While it is around the size of a Boeing
737, the AG600 is considerably smaller than billionaire Howard Hughes'
flying boat, better known as the Spruce Goose, which had a wingspan of
97 metres and a length of 67 metres but only made one brief flight, in
1947.
The AG600's flight capabilities put all of China's island-building projects in the South China Sea well within range.
“Its
4,500-km operational range and ability to land and take off from water
makes it well-suited for deployment over China's artificial islands,”

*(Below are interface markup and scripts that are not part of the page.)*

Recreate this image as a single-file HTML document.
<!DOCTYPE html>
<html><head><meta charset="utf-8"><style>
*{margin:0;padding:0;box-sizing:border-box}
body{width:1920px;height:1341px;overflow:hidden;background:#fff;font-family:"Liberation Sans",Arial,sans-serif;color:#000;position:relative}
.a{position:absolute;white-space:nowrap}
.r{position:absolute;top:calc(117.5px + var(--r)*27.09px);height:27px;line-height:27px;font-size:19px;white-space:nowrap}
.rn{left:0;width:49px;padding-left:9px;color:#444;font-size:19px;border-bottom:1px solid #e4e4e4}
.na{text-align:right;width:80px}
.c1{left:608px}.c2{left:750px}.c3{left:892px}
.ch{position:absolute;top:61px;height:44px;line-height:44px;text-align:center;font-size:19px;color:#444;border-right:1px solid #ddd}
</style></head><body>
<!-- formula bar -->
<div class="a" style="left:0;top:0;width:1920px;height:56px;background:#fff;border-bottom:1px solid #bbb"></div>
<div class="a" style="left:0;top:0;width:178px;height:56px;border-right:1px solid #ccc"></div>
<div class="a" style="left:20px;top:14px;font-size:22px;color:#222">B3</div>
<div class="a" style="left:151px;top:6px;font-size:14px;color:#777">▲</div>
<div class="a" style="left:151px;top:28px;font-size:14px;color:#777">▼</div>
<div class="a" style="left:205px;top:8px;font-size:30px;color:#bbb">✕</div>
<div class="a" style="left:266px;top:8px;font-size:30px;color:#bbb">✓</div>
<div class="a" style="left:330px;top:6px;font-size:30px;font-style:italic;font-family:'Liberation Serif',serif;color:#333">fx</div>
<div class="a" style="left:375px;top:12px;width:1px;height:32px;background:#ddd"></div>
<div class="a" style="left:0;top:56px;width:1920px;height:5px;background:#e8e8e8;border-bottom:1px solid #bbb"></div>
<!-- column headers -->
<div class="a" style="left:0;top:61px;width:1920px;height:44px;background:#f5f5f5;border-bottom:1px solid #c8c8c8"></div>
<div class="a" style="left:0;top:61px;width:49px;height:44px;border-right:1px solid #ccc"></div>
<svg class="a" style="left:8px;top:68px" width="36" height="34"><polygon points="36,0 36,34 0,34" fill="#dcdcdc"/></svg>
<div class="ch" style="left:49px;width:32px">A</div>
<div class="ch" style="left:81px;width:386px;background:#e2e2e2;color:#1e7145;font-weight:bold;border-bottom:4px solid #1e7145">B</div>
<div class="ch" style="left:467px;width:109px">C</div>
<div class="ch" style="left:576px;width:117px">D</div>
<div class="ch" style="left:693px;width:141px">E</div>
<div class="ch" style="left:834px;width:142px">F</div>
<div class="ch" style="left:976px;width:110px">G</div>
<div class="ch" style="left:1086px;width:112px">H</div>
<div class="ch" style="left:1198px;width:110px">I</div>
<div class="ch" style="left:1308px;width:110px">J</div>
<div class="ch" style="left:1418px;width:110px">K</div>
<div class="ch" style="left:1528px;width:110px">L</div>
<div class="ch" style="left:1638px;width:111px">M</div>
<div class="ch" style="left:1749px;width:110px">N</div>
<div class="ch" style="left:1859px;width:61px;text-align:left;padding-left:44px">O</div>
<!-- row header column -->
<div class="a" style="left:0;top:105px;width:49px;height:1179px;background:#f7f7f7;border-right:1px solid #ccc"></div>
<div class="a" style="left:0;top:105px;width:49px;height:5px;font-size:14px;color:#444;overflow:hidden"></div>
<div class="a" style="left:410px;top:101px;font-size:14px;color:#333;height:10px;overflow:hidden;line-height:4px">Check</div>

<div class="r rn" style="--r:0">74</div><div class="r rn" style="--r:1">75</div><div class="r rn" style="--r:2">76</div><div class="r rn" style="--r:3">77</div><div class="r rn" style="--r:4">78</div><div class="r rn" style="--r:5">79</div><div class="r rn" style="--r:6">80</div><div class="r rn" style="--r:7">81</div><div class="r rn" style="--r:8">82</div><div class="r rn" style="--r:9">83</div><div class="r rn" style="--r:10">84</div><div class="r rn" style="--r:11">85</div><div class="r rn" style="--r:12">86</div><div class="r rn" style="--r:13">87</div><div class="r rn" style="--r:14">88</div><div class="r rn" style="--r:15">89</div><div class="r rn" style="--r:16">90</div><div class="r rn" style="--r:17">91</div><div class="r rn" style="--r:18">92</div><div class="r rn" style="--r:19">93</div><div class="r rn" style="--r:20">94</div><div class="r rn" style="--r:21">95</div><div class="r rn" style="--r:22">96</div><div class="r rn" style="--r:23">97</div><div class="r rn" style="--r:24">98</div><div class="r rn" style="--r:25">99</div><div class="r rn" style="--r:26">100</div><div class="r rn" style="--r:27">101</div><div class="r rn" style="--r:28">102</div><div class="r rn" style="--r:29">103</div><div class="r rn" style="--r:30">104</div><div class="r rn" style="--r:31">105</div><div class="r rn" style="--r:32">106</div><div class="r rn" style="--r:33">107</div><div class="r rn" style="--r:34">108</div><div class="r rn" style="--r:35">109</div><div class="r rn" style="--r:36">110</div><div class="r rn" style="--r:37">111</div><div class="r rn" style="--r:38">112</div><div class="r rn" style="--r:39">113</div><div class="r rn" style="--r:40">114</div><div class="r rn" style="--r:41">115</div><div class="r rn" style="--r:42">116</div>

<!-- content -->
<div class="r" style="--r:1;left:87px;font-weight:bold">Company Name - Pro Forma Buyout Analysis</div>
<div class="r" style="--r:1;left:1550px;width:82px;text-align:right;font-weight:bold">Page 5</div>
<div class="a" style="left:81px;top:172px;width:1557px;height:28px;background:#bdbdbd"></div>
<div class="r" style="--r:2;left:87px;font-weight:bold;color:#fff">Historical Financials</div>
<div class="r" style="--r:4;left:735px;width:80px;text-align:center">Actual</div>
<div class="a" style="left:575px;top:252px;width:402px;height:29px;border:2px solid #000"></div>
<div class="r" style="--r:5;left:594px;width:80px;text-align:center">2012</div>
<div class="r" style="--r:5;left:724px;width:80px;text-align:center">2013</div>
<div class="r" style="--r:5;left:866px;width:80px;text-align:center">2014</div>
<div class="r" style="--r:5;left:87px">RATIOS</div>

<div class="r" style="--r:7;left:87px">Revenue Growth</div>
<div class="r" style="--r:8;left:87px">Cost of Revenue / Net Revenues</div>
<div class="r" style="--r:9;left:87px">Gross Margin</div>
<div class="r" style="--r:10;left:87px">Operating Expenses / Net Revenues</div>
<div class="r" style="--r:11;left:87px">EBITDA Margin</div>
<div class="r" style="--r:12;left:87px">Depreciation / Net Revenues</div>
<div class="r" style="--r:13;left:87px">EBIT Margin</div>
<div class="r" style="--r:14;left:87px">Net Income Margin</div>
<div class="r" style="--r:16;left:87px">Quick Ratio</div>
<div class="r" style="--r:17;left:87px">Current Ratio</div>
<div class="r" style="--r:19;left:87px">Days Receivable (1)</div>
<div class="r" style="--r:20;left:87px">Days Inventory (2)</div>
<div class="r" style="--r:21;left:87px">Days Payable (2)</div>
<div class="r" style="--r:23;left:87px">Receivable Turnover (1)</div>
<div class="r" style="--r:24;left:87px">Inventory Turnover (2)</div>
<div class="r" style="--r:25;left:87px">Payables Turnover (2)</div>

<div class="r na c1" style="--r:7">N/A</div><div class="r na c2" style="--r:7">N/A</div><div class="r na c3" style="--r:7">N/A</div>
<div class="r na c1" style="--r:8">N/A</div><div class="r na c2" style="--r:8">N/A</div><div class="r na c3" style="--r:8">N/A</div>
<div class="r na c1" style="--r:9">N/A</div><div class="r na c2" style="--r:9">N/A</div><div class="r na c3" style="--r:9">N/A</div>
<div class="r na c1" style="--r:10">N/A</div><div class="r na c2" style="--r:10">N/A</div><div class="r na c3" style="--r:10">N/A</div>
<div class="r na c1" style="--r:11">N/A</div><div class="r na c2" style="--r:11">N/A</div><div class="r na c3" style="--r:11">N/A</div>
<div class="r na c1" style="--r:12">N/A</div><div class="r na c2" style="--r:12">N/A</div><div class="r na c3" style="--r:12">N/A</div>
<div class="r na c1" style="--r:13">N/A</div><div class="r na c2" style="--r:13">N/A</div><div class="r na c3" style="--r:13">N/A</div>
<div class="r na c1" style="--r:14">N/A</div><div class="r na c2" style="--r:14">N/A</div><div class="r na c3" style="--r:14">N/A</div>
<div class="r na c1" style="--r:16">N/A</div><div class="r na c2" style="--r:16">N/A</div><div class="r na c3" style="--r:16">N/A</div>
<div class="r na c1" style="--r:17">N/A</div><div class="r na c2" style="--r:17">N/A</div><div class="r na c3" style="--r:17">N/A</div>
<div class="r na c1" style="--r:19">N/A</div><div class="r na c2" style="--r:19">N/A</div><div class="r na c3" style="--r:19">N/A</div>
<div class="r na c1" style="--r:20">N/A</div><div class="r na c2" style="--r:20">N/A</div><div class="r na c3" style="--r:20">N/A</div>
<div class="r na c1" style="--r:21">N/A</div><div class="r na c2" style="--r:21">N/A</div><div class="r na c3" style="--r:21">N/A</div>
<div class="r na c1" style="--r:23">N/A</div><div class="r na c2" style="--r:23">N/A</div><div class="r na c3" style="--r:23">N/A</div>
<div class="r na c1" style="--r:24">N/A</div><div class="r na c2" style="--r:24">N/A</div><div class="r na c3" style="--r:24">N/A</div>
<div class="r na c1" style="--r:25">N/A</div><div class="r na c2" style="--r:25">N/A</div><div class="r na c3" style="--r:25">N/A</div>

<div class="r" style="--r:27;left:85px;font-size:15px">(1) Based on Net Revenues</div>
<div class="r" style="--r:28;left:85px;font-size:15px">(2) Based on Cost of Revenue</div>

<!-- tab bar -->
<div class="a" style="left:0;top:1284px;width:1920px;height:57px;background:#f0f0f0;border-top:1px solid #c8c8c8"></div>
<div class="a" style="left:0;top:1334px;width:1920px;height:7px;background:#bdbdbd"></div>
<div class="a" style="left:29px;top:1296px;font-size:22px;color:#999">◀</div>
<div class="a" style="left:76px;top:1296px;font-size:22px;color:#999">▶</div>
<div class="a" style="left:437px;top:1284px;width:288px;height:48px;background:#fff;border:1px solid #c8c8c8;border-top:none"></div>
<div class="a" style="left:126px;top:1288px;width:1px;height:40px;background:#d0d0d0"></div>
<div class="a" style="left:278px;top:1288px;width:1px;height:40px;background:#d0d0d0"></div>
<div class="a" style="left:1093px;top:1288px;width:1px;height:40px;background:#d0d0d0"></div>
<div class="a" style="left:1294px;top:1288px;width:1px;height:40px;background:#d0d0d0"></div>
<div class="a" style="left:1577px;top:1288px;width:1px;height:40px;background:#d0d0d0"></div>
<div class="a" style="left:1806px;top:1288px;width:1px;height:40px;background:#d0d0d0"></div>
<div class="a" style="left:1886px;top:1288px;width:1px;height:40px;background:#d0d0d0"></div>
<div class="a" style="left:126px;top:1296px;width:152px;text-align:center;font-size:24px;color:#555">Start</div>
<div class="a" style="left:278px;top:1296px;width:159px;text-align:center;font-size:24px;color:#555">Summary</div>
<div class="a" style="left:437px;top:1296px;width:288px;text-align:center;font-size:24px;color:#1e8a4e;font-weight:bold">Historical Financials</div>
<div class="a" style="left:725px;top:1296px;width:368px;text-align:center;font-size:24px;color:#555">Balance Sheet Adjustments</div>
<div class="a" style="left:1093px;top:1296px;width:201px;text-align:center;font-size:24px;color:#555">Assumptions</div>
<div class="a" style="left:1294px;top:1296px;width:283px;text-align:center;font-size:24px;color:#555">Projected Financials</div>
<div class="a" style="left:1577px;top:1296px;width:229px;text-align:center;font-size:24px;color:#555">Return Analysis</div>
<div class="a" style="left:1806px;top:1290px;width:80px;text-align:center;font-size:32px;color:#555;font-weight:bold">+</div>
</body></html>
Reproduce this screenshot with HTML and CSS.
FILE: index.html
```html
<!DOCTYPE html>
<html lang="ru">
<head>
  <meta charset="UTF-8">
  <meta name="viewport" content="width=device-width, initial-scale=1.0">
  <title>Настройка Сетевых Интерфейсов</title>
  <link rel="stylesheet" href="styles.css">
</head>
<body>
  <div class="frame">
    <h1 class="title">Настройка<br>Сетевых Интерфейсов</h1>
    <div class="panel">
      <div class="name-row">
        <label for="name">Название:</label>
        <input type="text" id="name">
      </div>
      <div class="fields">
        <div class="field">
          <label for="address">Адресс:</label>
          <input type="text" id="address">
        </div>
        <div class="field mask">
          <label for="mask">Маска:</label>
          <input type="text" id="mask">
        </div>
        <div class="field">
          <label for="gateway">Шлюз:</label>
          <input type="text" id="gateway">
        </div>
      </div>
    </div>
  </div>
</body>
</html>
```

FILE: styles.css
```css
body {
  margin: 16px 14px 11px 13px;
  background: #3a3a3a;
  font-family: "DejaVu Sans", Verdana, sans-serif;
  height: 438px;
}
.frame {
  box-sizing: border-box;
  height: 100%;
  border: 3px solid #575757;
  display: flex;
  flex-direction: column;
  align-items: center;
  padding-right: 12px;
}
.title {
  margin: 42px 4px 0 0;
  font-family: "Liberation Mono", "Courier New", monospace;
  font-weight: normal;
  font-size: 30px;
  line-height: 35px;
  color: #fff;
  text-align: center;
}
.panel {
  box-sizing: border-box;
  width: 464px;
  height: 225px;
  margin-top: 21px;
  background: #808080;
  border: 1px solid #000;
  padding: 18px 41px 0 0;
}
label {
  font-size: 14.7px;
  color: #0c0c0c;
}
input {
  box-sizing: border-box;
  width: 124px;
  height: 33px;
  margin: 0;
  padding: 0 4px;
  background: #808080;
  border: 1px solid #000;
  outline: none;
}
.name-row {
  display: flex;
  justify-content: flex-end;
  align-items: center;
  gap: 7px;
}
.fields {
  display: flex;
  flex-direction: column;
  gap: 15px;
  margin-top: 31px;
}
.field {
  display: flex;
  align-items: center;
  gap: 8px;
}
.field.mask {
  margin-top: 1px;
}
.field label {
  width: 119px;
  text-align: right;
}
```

said James Char, a military analyst at Singapore's Nanyang Technological
University.
The aircraft can fly to the southernmost
edge of China's territorial claims ─ the James Shoal ─ in just four
hours from the southern city of Sanya, state-owned Global Times
reported.
The shoal is also claimed by Taiwan and Malaysia, and is currently administered by Malaysia.
The
collection of submerged rocks lies roughly 80 kilometres from
Malaysia's coastline and about 1,800 kilometres from the Chinese
mainland.
“The plane's capacity and maneuverability
makes it ideal for transporting materiel to those maritime features that
are too structurally fragile to support runways,” Char said.
Beijing's
buildup in the South China Sea, through which some $5 trillion in
annual trade passes, is hotly contested by other nations.
The
Philippines for many years was one of the region's strongest opponents
of Chinese expansionism, and brought a complaint to a United
Nations-backed tribunal.
The panel ruled last year that
China's territorial claims in the sea were without legal basis, but the
Philippines has backed away from the dispute under its new president
Rodrigo Duterte.
The launch of the new amphibious aircraft further strengthens China's rapidly modernising military.
Earlier
this year, it launched its first domestically built aircraft carrier,
the Type 001A. This complemented the Liaoning, a second-hand Soviet
carrier commissioned in 2012 after extensive refits.
China's
military expenditure in 2016 was an estimated $215bn, according to the
Stockholm International Peace Research Institute, putting it in first
place in Asia, well ahead of India ($56 billion), Japan ($46 billion)
and South Korea ($37bn).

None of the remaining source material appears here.